| Goal |
Show every line that has the string "styles" in it.

| Recorded data |
====

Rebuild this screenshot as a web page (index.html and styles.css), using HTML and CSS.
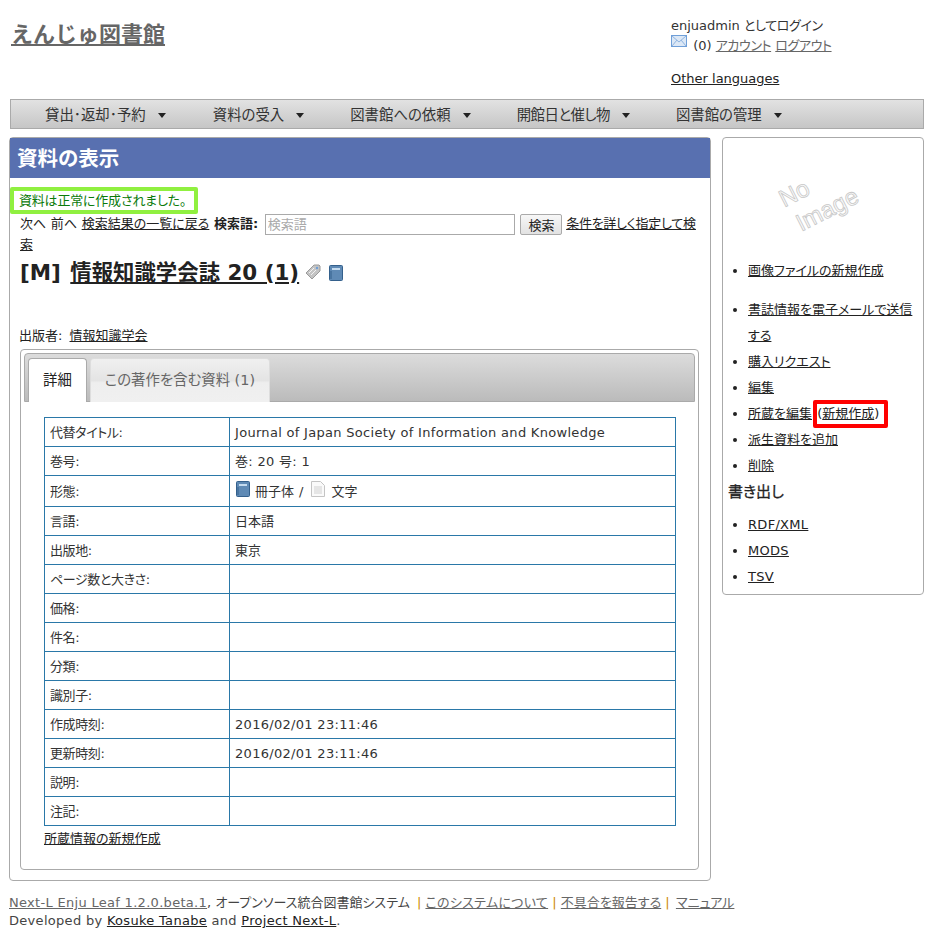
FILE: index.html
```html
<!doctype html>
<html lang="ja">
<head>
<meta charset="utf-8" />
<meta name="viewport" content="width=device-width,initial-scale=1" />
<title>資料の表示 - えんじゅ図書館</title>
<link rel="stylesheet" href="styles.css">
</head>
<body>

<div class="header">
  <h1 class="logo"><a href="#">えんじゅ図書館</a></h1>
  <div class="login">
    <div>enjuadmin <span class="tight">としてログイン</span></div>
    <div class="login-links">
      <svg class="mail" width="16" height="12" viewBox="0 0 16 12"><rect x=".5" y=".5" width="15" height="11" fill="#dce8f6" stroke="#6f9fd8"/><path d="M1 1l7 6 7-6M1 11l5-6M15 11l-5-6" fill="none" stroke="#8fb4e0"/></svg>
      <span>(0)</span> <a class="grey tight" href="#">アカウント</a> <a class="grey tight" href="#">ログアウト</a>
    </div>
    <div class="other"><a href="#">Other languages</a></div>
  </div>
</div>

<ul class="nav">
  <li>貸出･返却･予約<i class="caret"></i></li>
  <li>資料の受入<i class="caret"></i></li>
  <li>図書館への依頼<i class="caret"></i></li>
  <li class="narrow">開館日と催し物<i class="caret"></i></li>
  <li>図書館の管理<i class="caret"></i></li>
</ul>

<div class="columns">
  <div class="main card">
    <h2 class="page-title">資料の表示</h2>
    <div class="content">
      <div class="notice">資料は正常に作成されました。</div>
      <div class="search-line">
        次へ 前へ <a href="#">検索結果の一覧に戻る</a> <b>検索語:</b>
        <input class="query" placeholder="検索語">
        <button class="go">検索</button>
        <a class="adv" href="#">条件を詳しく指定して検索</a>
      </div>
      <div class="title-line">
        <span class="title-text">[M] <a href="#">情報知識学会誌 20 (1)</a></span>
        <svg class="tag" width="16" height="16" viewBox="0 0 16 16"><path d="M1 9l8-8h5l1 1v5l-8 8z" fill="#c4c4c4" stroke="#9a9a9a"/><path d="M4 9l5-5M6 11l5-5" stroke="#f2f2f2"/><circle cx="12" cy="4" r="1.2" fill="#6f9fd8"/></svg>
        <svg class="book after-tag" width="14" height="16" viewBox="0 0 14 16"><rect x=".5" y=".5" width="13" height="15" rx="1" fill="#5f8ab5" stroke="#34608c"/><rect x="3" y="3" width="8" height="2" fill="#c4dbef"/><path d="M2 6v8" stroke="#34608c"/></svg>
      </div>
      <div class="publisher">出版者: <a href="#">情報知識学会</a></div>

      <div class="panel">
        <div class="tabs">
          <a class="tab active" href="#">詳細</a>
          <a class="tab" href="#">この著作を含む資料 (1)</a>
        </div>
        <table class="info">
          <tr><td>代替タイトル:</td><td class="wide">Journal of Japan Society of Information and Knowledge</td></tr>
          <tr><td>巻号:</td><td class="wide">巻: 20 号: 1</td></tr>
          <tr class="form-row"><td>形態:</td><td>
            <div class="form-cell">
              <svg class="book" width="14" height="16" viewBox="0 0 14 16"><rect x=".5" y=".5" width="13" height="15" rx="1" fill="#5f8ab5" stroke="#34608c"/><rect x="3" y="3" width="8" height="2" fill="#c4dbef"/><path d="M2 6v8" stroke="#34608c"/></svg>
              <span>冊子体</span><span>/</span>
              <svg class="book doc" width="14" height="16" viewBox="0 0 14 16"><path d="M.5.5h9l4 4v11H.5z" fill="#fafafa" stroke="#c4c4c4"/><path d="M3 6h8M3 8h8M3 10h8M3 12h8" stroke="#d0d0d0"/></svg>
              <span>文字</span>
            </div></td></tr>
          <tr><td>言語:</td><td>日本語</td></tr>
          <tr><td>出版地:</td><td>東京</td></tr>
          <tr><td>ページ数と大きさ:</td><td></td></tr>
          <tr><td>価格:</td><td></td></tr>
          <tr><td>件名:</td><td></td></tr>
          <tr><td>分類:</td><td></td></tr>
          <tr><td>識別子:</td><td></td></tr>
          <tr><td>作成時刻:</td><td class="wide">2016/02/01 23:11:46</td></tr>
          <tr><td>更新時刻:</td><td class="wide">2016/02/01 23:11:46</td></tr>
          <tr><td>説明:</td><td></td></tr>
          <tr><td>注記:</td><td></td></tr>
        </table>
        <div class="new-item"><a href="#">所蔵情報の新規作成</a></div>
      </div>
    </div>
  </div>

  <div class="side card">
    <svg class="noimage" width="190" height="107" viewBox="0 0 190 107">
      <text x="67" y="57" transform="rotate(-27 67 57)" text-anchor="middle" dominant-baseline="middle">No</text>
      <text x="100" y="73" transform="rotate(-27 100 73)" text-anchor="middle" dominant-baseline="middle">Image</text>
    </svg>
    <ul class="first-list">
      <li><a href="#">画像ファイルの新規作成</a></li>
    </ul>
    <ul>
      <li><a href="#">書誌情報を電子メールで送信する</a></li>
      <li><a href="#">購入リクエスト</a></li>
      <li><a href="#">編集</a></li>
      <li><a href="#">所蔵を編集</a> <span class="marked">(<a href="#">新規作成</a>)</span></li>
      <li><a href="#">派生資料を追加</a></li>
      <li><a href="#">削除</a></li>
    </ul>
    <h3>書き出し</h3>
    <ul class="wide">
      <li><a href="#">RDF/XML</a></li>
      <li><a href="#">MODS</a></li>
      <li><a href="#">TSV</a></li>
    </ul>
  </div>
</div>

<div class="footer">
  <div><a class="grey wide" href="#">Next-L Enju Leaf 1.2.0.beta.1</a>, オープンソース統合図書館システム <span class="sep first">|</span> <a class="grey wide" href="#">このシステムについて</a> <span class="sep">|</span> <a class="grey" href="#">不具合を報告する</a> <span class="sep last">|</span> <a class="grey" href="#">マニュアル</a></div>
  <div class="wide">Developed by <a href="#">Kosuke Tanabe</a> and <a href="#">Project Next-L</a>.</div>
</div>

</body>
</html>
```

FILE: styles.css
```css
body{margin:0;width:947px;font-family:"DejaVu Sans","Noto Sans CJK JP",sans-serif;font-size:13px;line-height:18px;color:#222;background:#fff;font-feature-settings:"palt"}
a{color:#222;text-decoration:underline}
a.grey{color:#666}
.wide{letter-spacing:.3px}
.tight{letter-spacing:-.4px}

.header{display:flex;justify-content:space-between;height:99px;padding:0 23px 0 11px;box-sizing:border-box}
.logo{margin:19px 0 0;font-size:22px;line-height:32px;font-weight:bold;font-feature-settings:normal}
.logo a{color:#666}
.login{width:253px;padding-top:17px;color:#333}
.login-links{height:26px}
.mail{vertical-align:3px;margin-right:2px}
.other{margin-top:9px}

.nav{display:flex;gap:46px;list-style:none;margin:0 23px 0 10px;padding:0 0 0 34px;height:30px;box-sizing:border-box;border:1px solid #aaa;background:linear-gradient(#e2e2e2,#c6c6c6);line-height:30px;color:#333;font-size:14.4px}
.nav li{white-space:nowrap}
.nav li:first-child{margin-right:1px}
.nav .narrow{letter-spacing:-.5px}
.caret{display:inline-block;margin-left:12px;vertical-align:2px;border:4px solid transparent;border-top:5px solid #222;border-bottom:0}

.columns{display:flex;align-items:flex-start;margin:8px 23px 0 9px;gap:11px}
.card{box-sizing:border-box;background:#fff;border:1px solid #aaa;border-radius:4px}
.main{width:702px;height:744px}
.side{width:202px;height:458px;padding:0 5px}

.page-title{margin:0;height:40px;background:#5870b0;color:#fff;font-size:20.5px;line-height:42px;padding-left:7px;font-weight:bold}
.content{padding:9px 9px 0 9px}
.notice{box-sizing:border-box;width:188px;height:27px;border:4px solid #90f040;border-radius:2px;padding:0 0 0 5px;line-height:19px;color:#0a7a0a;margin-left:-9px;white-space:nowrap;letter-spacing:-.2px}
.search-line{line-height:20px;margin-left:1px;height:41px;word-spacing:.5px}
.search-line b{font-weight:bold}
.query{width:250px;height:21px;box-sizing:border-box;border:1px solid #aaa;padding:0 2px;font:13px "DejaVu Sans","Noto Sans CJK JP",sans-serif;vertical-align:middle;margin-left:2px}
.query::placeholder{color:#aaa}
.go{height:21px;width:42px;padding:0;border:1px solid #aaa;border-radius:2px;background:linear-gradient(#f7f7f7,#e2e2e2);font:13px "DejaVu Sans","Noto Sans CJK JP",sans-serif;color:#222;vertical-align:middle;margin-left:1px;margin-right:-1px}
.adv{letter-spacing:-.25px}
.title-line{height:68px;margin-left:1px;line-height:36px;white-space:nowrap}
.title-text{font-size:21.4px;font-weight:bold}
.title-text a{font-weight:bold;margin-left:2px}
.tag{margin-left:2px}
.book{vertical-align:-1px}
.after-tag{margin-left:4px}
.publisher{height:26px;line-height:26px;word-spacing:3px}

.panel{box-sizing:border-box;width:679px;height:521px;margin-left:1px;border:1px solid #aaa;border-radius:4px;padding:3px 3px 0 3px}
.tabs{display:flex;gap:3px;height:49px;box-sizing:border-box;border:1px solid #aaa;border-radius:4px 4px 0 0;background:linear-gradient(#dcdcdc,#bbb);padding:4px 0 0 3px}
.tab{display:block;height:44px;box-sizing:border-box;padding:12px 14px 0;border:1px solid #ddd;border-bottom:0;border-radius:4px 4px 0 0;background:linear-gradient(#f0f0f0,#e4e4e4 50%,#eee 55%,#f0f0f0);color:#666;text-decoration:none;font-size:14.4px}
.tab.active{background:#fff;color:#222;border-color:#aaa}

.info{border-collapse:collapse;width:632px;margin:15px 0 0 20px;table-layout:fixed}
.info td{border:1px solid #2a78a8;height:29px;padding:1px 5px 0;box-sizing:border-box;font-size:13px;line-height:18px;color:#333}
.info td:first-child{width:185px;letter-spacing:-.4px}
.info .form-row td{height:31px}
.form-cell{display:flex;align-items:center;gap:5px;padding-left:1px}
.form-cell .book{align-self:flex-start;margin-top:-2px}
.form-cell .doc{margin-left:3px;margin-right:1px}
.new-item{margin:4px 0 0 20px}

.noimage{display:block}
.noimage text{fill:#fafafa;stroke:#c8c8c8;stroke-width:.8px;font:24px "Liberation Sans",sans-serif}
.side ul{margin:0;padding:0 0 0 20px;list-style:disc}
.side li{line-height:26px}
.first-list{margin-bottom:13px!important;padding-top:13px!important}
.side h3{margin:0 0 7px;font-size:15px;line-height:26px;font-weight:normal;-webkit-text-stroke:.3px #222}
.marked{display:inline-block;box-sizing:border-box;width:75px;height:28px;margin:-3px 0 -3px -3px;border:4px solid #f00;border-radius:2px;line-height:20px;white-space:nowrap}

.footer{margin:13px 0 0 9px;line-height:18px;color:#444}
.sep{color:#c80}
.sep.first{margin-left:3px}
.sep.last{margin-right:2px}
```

====

| Result of the exercise |
Rebuild this screenshot as a web page (index.html and styles.css), using HTML and CSS.
<link rel="stylesheet" href="styles.css">
FILE: styles.css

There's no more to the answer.